Extract each line containing the string "this".

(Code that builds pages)
┄┄┄┄┄┄┄┄┄┄

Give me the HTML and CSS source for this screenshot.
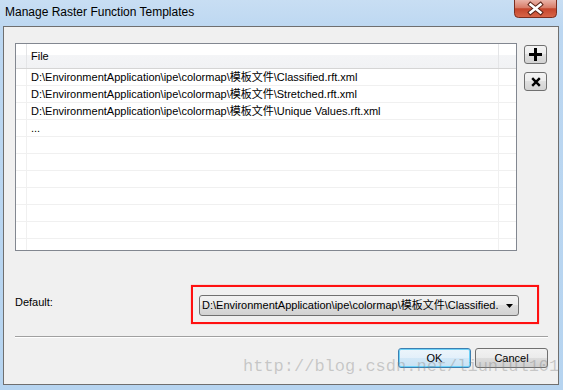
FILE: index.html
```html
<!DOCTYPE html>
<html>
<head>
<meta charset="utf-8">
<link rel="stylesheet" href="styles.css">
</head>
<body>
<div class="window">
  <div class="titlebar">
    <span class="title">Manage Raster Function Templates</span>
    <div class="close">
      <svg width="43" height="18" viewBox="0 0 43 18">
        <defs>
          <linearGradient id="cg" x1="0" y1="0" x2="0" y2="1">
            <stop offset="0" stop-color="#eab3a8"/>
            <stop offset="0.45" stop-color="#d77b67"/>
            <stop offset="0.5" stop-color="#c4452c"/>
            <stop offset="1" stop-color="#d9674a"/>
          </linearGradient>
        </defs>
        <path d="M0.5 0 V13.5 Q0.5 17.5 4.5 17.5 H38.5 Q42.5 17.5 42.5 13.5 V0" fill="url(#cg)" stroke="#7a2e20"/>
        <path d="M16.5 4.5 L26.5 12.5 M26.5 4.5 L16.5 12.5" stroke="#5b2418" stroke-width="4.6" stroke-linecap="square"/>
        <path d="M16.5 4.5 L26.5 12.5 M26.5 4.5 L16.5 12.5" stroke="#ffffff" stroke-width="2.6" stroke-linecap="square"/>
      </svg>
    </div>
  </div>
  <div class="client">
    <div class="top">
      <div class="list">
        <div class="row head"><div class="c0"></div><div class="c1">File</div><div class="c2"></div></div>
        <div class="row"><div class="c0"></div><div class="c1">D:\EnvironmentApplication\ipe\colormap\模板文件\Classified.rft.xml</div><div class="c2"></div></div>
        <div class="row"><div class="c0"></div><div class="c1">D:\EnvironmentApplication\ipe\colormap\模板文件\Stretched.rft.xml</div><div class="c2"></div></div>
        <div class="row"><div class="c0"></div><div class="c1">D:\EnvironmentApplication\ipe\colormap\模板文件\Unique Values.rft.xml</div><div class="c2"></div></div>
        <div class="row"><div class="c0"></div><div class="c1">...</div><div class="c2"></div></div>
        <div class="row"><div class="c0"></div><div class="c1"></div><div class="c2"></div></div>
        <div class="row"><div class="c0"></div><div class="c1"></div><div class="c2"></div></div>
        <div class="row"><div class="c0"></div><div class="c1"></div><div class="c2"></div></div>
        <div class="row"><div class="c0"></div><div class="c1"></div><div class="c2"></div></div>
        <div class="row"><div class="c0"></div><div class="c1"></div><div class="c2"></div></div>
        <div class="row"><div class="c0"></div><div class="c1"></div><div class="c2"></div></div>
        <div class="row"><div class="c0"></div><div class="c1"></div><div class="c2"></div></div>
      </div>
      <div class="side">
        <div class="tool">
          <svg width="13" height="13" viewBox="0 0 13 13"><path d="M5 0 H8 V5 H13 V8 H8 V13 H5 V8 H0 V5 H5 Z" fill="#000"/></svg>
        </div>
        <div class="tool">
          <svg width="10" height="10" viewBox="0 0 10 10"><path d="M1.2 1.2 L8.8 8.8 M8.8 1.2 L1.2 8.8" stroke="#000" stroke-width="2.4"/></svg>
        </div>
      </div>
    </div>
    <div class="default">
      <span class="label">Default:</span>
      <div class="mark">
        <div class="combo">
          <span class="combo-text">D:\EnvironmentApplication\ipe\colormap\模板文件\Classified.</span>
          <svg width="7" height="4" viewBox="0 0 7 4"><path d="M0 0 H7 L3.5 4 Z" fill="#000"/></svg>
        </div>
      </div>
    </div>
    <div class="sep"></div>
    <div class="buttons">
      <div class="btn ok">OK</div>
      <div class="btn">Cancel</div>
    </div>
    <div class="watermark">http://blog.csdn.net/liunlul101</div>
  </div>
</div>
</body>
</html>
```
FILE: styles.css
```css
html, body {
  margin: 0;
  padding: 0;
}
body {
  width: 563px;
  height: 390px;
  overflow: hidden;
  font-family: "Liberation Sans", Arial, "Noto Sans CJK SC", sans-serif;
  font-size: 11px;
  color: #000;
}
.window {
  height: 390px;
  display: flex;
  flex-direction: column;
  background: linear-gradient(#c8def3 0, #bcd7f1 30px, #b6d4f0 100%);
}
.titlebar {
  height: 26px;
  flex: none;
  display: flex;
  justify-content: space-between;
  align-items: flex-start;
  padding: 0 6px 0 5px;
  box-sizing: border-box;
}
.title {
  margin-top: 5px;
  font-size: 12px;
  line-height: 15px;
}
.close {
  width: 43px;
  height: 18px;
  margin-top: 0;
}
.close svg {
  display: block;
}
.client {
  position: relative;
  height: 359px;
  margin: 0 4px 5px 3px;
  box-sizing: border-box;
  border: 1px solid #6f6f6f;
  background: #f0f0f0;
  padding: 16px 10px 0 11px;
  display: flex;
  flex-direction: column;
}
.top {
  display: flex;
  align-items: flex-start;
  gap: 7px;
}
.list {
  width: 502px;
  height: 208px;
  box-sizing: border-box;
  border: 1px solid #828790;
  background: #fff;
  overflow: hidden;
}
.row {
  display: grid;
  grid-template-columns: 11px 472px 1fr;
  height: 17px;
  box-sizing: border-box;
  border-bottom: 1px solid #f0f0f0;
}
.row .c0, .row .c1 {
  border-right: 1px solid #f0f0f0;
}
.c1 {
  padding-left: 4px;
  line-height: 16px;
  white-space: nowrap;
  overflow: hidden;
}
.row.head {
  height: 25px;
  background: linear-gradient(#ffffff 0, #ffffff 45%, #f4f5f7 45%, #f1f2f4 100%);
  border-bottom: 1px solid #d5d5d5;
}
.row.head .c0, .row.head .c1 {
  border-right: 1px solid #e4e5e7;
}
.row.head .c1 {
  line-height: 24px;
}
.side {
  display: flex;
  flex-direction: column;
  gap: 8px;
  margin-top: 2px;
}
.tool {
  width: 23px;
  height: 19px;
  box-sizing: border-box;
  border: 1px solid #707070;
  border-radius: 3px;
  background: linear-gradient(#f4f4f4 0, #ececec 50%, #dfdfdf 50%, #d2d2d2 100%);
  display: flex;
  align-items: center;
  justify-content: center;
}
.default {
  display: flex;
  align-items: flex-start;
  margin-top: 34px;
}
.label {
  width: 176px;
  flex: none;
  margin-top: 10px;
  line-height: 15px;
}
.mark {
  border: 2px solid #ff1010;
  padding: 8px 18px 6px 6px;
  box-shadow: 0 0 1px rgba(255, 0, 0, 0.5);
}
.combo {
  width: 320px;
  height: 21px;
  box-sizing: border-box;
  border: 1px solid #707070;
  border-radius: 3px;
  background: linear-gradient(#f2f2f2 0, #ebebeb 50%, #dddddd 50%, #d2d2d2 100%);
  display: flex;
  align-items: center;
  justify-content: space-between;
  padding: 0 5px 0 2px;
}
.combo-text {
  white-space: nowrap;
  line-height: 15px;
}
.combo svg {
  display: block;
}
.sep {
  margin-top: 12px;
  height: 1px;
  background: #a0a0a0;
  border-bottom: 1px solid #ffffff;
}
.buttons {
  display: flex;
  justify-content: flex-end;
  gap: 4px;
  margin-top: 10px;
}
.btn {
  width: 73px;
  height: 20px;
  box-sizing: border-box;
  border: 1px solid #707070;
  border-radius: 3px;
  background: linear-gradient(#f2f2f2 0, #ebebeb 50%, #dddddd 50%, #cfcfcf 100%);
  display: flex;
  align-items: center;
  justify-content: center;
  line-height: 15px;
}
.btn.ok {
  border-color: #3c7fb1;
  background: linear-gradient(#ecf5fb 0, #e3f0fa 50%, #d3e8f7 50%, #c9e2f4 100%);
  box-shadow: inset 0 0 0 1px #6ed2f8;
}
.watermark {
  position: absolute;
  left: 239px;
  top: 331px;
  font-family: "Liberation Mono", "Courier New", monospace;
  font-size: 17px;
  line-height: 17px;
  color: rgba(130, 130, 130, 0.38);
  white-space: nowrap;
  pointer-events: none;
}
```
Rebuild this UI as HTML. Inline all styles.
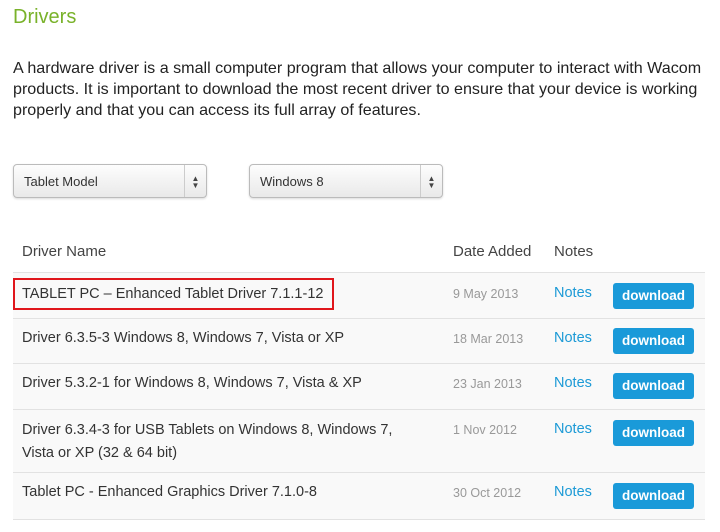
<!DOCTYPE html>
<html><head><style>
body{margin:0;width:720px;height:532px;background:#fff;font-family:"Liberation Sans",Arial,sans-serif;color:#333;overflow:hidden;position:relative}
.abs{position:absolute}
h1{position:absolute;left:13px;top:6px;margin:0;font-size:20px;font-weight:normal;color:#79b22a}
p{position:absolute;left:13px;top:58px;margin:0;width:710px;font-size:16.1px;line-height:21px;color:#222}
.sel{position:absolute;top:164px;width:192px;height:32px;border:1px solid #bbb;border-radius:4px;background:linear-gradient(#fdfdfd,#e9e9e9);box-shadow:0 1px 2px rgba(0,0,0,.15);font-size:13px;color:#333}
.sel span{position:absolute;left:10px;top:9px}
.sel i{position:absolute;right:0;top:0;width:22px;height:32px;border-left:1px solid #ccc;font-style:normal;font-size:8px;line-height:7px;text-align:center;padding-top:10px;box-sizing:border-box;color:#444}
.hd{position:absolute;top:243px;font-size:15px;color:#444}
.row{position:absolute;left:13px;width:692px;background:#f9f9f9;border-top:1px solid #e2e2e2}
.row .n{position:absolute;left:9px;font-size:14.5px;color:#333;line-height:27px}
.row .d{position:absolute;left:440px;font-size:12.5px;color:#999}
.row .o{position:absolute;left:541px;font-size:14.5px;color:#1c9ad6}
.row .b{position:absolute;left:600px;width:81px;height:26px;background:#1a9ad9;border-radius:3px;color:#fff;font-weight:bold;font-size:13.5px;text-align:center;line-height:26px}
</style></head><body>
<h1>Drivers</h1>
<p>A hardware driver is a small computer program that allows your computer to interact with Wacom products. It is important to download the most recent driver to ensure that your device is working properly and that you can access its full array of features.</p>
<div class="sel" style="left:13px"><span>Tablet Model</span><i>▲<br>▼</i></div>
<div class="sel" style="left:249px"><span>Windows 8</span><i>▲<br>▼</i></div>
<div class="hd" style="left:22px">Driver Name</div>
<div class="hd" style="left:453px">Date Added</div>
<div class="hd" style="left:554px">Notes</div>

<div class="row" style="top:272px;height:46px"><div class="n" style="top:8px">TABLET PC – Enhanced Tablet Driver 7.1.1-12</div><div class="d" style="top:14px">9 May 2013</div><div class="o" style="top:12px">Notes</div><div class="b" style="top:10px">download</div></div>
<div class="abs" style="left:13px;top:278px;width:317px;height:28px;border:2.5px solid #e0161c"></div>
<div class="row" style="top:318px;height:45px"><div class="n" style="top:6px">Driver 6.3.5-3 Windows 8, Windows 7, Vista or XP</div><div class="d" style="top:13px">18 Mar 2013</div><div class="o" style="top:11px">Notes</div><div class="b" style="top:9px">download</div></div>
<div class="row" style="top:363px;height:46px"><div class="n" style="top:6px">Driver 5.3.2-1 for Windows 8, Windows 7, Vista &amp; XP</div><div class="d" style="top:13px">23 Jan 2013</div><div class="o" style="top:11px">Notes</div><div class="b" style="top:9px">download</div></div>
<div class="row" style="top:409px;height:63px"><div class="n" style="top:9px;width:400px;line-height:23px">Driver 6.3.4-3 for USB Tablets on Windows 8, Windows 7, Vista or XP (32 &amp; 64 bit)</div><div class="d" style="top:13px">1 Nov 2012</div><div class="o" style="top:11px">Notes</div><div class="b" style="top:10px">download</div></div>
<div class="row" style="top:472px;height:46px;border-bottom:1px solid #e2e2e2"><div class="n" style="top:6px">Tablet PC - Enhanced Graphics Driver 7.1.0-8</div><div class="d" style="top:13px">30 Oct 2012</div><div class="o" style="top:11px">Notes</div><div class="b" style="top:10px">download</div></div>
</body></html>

┄┄┄┄┄┄┄┄┄┄

● **Exercise response**
Give me the HTML and CSS source for this screenshot.
Rebuild this UI as HTML. Inline all styles.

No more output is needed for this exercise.